The track list begins with “PAPA,” a rumbling instrumental build-up punctuated with piano and reverberating guitar that easily transitions into the second track, “Put Me to Work.”
“Cotton Candy,” the album’s fifth track, is a smooth organ-saturated groove with sprightly piano riffs to match. It feels like a great summer jam until Weiss’s wry chorus weighs in: “Me and everyone I know, we’re all going to Hell / Blowjobs and cotton candy, all my devils treat me so well,” he sings
“It’s kind of a lust[ful] song,” he explained. “The imagery I have in mind for that song is being in New York, the nightlife of New York. … It’s about the wildness and the dirtiness of being young and not being judgmental about it.”

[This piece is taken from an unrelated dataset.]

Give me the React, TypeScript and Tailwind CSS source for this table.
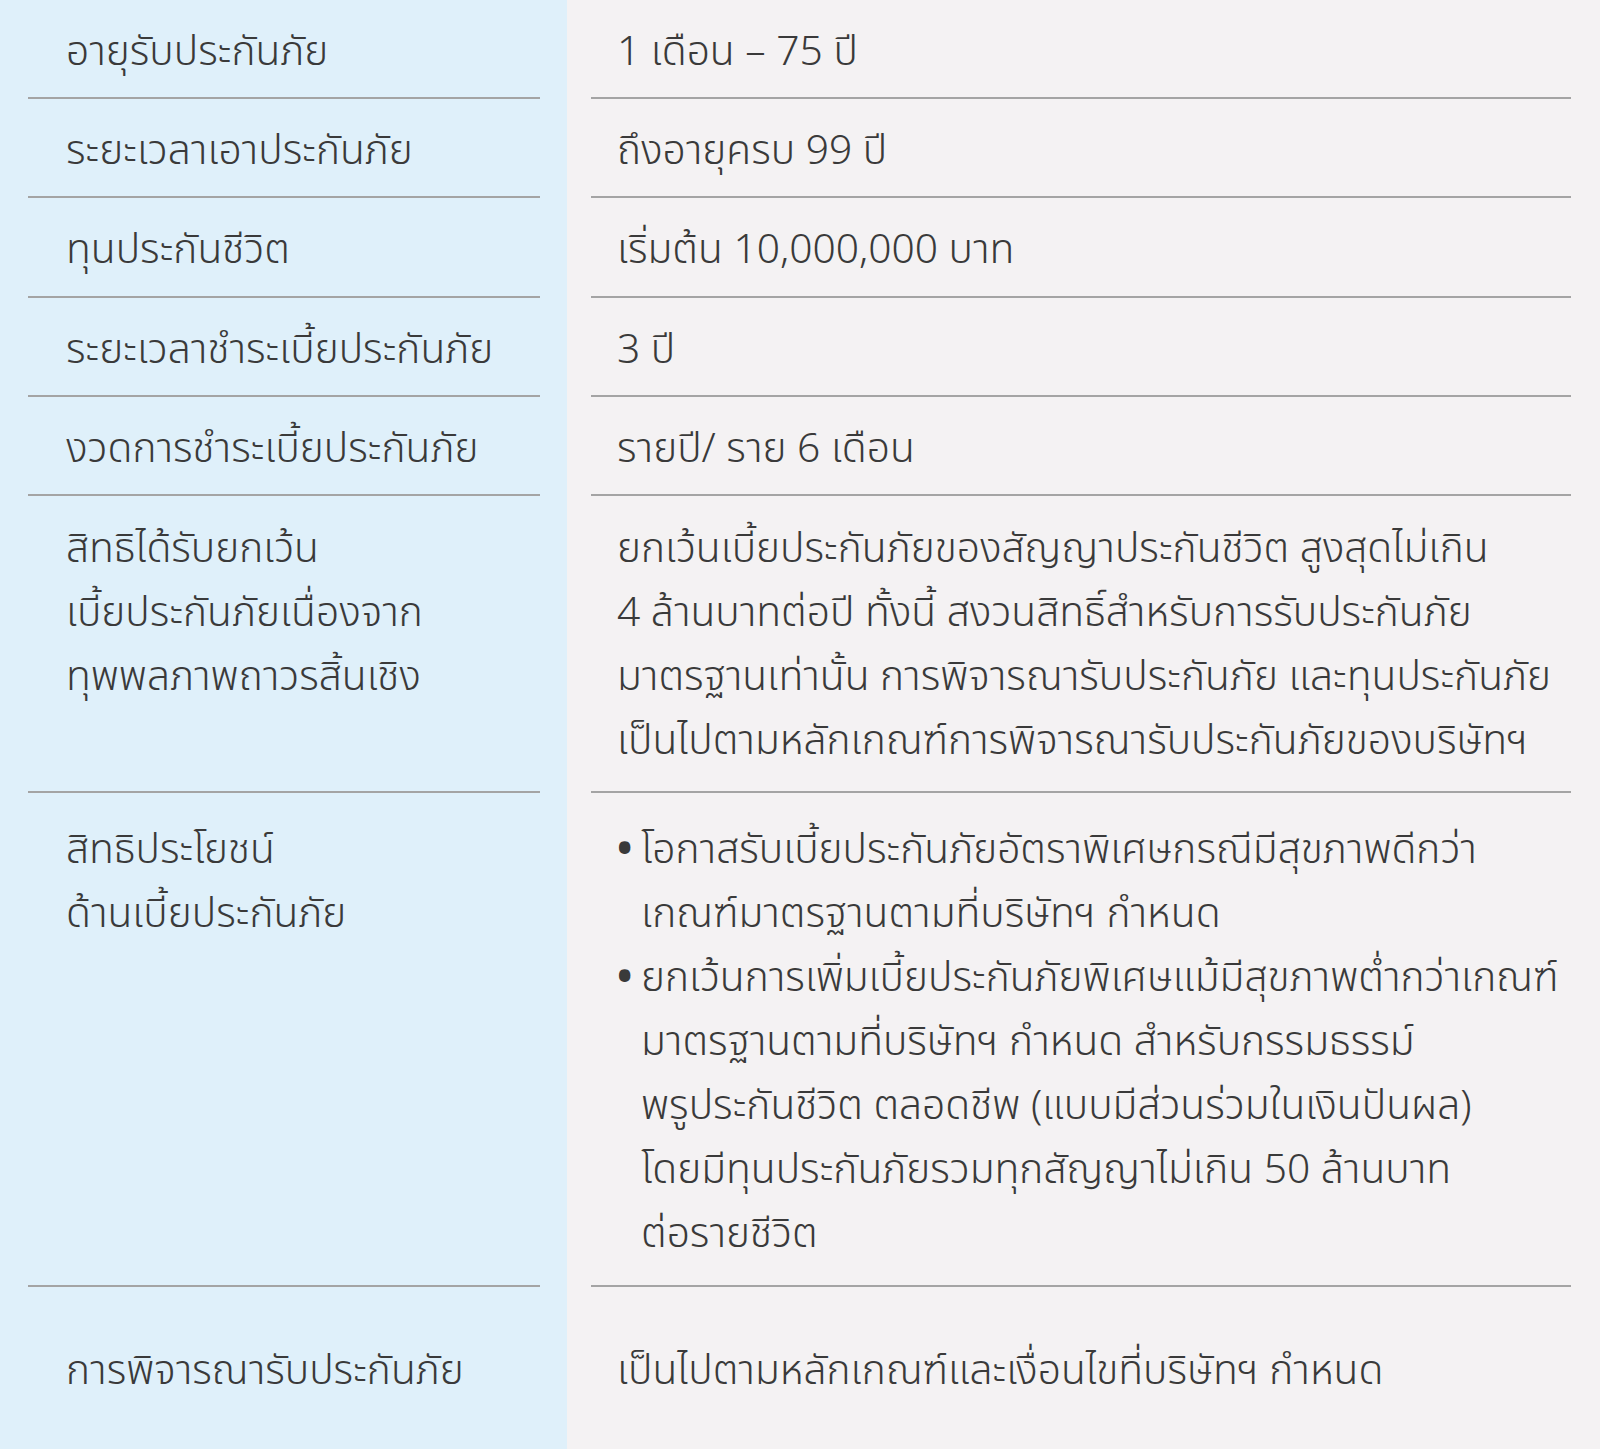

On the album’s self-titled track, Weiss spitefully sings, “If you’re happy now, I don’t give a shit.”
“It’s a love song in the way that I know how to write them,” he explained. “It’s a song of pain and loss.”
With its roots in an admittedly romanticized view of the bygone America and a disillusioned view of the present, PAPA’s Tender Madness not only captures the essence of this still-young band, it lives up to its name.
Tender Madness will be released on Tuesday, October 8 on Loma Vista Recordings.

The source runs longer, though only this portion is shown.